Work required
Count every line where "this" occurs. Give the total alone.

Material shown
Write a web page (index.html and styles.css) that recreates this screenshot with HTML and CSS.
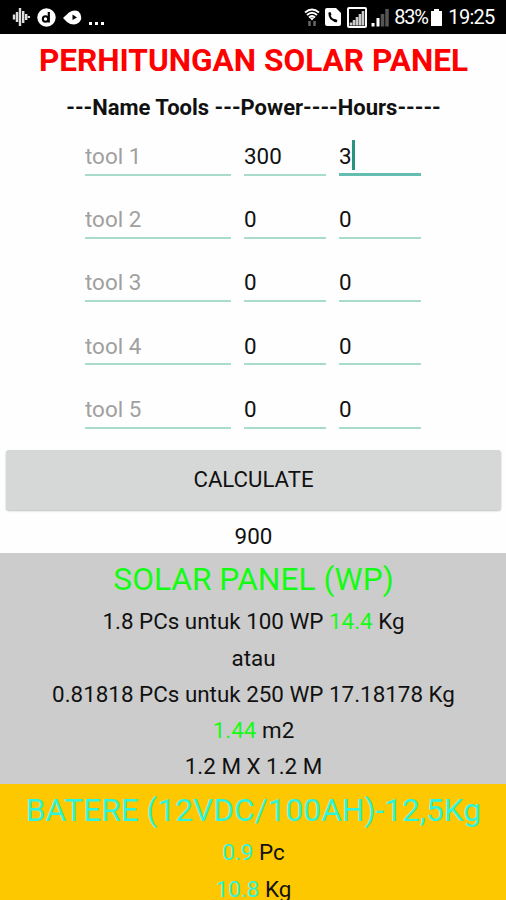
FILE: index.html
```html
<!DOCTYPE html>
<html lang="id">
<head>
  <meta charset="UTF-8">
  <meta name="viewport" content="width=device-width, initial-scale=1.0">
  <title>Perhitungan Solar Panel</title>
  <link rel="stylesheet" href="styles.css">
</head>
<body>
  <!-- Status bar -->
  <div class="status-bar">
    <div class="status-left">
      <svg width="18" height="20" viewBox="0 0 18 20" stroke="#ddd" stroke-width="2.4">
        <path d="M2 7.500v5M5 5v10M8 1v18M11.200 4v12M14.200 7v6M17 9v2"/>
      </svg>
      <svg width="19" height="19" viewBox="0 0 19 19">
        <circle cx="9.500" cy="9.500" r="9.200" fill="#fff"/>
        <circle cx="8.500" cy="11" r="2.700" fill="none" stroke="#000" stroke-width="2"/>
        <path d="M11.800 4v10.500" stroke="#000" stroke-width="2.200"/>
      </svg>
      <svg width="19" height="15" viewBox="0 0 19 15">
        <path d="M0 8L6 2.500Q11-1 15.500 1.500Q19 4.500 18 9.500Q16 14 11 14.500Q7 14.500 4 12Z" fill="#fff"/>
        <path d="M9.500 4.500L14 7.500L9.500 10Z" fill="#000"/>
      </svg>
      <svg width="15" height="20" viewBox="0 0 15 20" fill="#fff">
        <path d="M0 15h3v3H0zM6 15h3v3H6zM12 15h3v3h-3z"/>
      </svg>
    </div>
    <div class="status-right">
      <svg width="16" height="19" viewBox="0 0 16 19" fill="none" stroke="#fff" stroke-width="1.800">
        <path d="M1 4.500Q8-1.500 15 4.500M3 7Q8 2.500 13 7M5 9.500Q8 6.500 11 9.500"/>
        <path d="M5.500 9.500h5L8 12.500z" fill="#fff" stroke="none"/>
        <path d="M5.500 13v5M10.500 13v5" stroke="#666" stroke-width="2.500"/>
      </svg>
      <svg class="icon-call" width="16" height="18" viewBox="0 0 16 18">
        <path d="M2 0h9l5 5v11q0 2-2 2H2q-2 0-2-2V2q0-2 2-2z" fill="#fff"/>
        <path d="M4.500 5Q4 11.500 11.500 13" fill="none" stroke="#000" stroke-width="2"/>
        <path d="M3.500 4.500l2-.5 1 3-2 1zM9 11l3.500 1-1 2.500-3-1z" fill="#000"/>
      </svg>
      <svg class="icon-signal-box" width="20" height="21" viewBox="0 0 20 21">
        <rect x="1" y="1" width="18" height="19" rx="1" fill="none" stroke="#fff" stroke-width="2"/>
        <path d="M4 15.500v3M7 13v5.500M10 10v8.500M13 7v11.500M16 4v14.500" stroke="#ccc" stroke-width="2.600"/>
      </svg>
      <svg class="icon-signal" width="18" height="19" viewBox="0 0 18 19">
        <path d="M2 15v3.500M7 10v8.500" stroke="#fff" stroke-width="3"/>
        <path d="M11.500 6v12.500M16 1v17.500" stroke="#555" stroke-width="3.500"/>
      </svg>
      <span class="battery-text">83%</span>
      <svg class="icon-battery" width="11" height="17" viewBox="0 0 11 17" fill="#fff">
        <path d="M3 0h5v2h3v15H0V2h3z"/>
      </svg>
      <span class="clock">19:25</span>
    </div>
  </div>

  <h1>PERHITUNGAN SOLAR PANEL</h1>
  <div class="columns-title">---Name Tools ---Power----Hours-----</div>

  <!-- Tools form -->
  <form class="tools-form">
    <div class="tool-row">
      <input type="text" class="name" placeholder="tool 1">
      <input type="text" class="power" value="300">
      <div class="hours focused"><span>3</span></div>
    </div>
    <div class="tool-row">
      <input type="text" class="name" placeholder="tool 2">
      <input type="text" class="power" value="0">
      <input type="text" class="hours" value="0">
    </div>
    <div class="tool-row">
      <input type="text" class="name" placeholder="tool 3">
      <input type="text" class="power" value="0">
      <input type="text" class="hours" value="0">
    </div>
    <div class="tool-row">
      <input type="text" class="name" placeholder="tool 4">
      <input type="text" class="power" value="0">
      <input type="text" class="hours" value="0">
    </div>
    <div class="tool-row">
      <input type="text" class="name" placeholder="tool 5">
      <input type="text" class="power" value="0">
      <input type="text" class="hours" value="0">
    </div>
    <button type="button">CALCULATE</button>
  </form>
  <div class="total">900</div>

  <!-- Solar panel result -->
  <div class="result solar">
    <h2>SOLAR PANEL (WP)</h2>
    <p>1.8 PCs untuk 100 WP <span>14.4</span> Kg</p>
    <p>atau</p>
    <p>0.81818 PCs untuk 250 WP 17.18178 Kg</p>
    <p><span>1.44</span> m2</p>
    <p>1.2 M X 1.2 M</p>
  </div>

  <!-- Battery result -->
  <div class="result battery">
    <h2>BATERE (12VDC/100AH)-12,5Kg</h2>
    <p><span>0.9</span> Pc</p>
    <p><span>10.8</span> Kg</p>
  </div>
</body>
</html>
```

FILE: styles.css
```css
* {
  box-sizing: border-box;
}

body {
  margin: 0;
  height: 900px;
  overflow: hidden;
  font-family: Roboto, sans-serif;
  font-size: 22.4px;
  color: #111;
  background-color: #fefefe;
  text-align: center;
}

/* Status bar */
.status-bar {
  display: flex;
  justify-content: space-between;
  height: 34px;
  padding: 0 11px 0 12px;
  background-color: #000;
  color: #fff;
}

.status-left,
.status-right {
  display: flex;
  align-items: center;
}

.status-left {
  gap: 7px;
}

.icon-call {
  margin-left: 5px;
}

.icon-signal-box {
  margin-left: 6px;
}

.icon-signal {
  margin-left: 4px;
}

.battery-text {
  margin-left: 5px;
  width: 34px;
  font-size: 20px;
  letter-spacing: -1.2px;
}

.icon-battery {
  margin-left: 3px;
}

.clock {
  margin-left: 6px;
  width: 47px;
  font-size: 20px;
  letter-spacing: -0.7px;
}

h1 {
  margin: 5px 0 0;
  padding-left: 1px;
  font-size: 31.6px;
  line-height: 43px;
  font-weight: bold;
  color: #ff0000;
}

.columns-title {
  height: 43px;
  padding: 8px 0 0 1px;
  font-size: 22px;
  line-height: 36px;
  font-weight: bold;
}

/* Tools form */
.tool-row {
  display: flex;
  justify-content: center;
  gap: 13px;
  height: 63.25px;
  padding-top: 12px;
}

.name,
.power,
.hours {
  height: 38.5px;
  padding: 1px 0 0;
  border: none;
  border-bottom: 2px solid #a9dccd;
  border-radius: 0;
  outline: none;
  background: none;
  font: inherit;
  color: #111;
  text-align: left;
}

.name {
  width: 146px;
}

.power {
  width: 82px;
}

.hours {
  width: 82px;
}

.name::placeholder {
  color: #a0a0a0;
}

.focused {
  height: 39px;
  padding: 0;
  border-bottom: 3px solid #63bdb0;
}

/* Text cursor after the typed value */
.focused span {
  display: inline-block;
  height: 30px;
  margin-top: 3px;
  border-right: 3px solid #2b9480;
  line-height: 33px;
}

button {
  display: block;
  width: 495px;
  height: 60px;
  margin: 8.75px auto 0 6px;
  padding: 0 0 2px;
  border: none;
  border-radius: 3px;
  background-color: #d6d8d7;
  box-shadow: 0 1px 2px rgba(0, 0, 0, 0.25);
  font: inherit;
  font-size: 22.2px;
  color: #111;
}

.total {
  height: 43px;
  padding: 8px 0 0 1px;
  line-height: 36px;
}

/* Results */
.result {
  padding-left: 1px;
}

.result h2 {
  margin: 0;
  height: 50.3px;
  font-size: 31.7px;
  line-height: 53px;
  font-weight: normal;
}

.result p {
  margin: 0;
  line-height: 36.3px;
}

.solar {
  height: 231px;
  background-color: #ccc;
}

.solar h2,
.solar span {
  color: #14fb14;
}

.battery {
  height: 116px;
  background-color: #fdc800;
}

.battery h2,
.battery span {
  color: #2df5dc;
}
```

* * *

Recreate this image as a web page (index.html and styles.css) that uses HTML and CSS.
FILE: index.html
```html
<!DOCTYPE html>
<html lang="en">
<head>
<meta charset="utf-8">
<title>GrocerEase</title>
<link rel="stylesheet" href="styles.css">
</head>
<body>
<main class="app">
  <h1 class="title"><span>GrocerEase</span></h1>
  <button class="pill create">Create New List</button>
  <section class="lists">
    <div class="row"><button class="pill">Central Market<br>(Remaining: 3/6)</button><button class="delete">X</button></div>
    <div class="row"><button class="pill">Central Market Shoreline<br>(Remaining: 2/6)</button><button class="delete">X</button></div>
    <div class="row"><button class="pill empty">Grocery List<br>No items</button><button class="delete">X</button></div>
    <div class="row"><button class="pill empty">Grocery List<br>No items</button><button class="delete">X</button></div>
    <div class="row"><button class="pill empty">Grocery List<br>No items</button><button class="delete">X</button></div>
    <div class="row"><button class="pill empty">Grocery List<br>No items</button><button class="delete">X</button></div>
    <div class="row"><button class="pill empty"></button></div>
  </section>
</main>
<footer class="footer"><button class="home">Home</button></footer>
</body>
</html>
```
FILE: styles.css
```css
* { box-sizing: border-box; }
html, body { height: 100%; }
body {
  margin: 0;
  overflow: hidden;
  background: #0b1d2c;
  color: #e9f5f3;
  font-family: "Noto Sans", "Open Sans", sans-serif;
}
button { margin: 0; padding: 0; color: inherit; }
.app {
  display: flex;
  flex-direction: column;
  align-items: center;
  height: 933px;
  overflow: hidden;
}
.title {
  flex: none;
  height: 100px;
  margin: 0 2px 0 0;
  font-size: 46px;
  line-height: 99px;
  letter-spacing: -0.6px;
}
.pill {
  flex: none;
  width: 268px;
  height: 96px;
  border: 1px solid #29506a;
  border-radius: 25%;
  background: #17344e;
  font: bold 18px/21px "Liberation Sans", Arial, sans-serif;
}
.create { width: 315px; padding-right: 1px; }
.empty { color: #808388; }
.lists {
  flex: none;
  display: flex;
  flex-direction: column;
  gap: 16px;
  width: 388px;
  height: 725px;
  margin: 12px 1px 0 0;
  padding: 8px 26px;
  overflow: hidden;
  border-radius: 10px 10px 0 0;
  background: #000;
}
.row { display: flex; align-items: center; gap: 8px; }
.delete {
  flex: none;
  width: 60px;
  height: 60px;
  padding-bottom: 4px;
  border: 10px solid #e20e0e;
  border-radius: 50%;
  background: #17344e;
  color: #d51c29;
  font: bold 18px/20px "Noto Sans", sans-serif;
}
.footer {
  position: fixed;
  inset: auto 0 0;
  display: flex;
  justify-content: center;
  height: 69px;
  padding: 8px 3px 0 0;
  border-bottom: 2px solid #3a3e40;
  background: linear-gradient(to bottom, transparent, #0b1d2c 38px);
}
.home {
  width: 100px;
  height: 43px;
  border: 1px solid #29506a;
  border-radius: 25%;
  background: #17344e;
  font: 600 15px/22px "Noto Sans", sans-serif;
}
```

==

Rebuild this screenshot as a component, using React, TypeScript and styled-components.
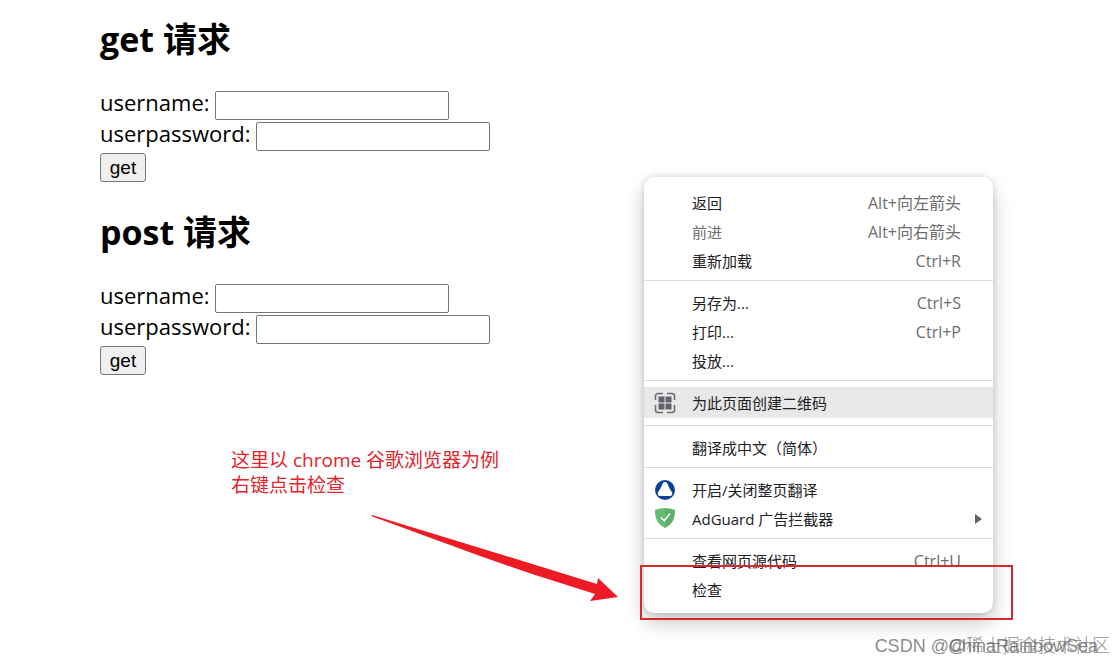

Finished task
3